• [GIVEN REQUEST]: Report how many lines contain "index". The answer is a single number.
-- start --
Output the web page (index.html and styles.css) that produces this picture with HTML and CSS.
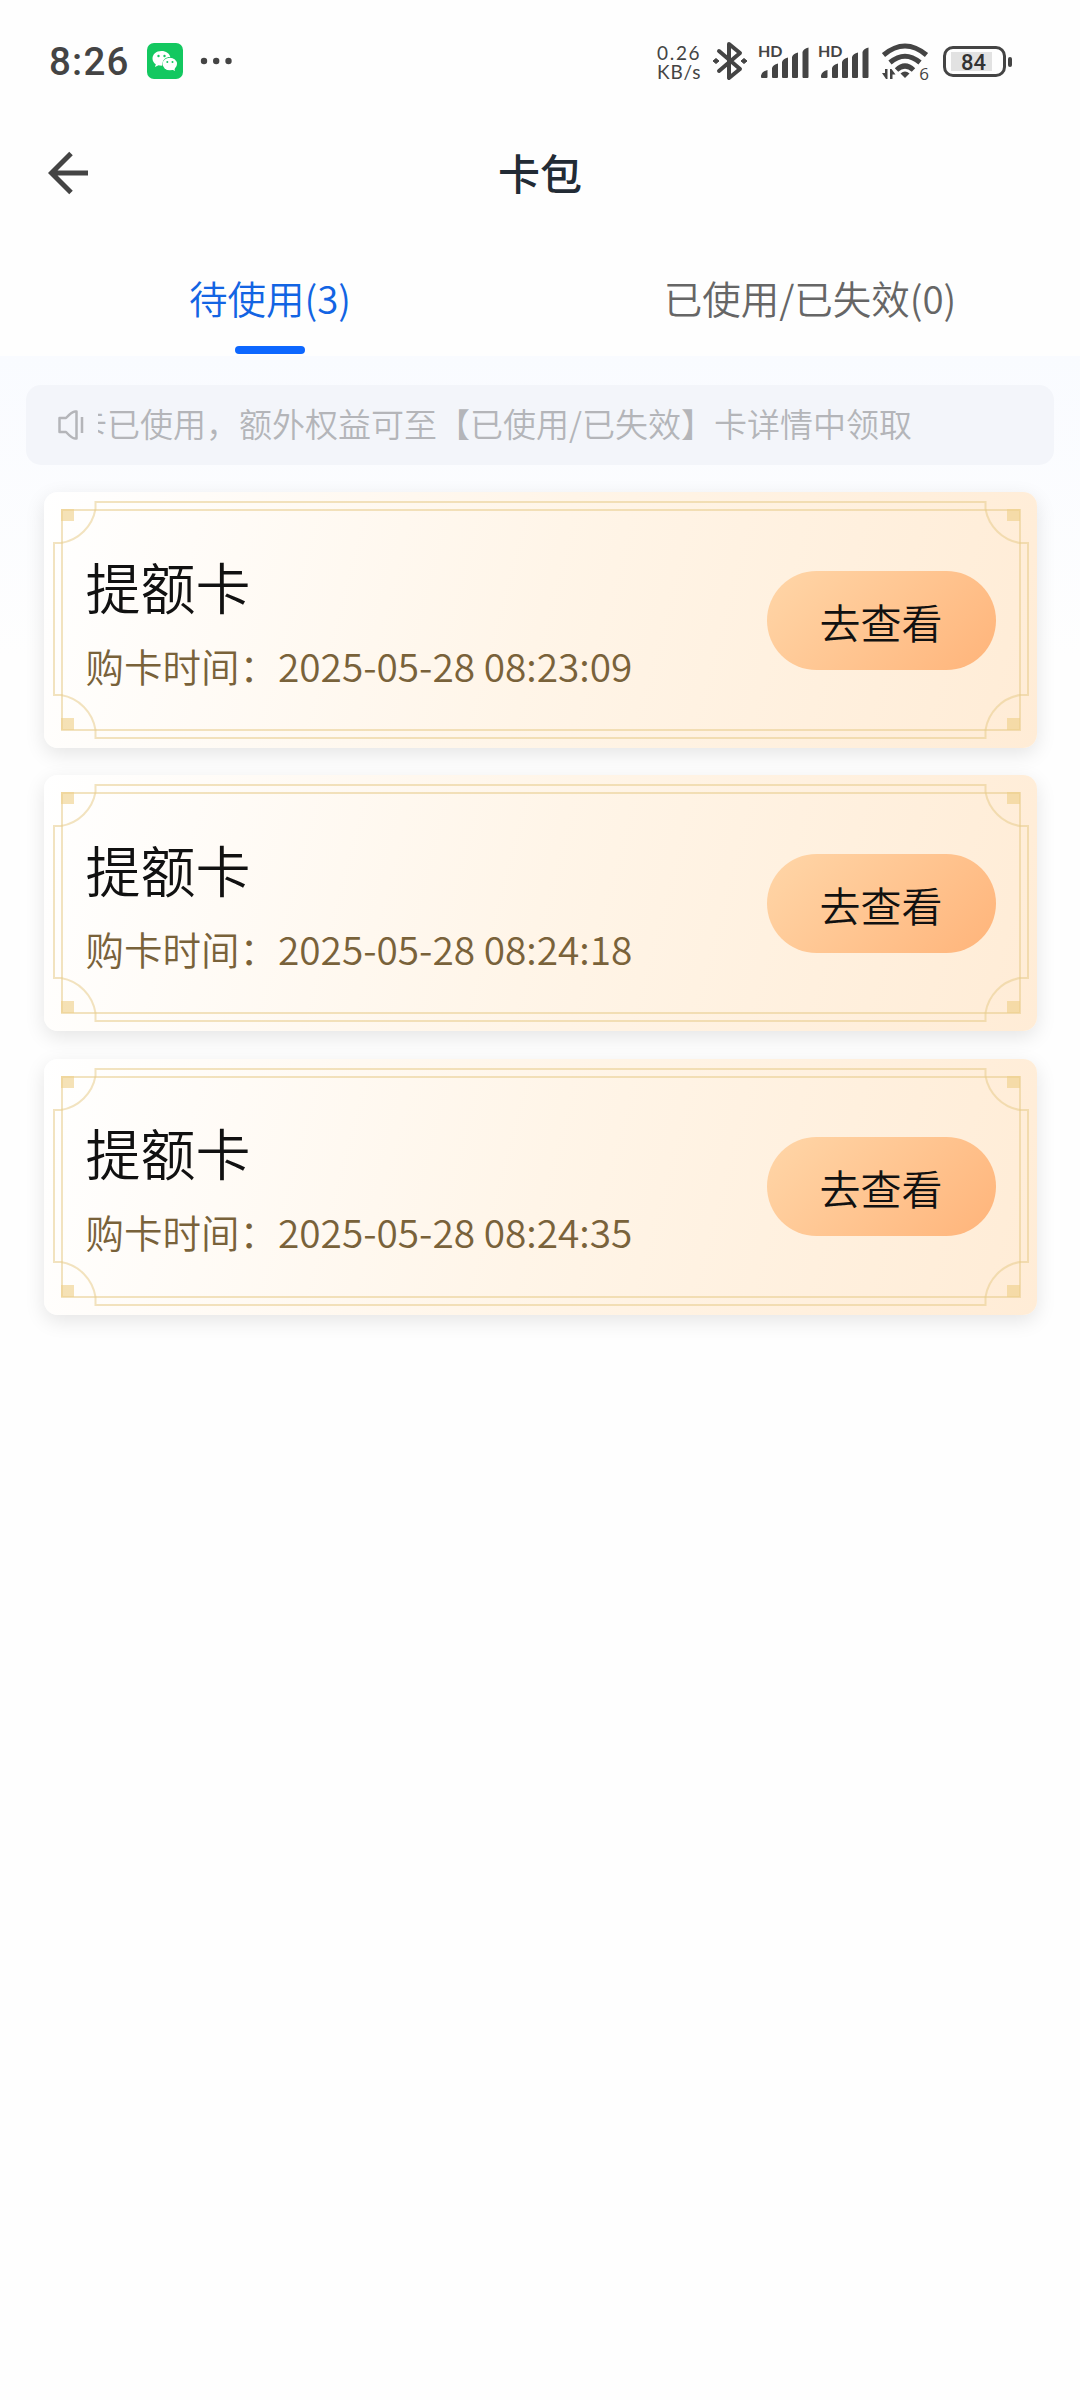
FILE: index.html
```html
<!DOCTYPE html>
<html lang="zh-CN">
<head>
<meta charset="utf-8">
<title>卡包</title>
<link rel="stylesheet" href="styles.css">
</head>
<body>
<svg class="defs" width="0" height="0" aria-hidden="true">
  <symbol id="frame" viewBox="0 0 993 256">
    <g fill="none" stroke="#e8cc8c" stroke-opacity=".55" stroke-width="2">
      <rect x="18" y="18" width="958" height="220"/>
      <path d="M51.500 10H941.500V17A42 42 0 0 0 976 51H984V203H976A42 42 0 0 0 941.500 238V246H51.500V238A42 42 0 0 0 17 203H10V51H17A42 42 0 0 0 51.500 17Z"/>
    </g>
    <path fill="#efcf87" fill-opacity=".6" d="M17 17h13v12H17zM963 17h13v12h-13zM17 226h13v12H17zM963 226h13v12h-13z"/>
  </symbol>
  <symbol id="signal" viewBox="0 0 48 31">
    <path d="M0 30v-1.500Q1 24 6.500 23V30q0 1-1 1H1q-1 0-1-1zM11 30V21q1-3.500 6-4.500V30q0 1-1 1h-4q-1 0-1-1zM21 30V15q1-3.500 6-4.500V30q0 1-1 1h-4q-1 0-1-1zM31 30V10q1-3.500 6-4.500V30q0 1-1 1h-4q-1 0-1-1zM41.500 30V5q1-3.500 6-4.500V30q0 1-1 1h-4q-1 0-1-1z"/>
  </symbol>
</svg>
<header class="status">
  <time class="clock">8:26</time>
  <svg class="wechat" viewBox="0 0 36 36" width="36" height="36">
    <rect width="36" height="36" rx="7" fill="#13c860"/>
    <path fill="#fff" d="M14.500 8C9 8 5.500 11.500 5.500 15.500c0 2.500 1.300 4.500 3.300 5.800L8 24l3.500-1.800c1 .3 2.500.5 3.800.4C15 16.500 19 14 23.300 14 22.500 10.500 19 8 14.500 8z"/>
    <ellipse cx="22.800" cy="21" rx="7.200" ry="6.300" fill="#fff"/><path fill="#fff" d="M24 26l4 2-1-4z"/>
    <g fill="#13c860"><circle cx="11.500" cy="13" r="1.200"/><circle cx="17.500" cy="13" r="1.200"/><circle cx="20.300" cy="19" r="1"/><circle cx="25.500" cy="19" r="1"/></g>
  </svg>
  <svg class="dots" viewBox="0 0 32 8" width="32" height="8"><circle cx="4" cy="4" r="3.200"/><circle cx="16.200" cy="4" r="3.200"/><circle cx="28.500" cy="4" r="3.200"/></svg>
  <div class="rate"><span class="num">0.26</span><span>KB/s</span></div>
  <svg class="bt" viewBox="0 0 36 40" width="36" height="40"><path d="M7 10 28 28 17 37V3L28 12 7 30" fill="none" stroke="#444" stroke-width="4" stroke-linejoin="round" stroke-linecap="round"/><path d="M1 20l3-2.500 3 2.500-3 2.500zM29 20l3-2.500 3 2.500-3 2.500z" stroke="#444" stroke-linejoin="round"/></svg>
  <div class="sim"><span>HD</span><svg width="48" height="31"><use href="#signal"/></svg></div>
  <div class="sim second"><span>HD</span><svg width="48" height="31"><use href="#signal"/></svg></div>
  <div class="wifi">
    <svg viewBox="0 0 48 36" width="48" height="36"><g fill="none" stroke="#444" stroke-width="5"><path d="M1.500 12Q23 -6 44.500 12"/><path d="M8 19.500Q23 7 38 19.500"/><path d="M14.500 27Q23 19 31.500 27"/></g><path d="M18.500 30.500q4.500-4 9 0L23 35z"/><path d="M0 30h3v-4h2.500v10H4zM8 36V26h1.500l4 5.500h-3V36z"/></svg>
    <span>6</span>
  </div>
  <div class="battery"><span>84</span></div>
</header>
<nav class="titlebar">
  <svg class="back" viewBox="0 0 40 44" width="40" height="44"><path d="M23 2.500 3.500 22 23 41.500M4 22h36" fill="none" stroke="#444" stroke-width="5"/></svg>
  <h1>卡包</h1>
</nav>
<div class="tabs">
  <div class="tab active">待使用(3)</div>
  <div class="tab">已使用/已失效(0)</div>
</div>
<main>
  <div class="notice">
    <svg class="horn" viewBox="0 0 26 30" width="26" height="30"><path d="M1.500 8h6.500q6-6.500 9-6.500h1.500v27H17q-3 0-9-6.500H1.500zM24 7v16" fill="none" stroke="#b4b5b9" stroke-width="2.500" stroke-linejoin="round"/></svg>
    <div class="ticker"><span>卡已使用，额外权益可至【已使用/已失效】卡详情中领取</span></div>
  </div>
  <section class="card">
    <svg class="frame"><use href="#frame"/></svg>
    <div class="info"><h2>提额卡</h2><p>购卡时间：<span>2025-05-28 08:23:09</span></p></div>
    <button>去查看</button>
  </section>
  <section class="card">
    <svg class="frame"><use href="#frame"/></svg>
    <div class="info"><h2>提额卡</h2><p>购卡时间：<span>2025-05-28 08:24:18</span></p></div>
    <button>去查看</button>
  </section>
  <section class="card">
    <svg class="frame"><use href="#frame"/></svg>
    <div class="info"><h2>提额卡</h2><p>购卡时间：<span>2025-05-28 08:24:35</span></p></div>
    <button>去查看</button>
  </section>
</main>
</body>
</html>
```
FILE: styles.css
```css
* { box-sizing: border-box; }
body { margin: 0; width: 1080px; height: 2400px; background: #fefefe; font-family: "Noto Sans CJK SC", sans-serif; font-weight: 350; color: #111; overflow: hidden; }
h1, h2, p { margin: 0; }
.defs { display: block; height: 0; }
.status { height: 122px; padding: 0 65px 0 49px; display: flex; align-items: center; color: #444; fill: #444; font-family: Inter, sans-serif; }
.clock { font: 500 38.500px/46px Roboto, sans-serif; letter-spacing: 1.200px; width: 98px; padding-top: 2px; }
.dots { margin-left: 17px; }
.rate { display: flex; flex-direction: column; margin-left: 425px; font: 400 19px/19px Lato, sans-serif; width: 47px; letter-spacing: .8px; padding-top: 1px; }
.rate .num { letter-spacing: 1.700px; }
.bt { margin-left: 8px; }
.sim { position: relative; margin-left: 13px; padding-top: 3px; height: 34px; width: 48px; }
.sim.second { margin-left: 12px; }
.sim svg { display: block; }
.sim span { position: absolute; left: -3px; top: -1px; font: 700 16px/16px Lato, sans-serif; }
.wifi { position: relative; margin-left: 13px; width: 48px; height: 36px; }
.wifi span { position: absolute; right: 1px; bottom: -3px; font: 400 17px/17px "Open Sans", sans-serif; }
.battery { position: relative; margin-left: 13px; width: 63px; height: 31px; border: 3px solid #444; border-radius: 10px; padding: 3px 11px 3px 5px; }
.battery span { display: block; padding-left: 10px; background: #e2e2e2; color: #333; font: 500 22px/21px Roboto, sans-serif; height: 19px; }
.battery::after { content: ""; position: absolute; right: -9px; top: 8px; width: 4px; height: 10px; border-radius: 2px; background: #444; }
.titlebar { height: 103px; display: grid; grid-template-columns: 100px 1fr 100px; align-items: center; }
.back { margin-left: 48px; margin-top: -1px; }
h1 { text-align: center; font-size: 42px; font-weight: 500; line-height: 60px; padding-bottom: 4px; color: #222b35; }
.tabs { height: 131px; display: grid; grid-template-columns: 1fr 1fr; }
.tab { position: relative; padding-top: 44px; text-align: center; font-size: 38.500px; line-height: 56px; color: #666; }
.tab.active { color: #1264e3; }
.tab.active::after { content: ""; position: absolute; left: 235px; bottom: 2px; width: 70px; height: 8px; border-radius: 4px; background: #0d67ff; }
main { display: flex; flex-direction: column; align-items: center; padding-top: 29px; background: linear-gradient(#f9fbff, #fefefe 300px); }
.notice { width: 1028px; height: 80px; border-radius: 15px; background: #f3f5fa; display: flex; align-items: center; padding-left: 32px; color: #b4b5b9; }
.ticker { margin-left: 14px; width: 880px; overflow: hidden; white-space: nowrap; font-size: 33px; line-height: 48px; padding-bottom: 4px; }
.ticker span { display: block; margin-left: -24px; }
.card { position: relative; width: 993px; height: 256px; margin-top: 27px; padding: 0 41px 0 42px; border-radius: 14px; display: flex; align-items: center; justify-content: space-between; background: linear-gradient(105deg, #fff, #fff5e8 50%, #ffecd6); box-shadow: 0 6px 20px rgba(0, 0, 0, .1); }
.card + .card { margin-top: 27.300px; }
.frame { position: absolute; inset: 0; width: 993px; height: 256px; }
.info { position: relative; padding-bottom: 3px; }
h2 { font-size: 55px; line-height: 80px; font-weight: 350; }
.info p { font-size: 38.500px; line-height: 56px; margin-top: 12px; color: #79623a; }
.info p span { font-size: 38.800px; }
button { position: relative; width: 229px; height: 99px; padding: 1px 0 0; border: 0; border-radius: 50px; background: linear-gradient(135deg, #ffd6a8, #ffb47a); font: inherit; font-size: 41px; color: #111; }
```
-- end --
• [RESULT]: 2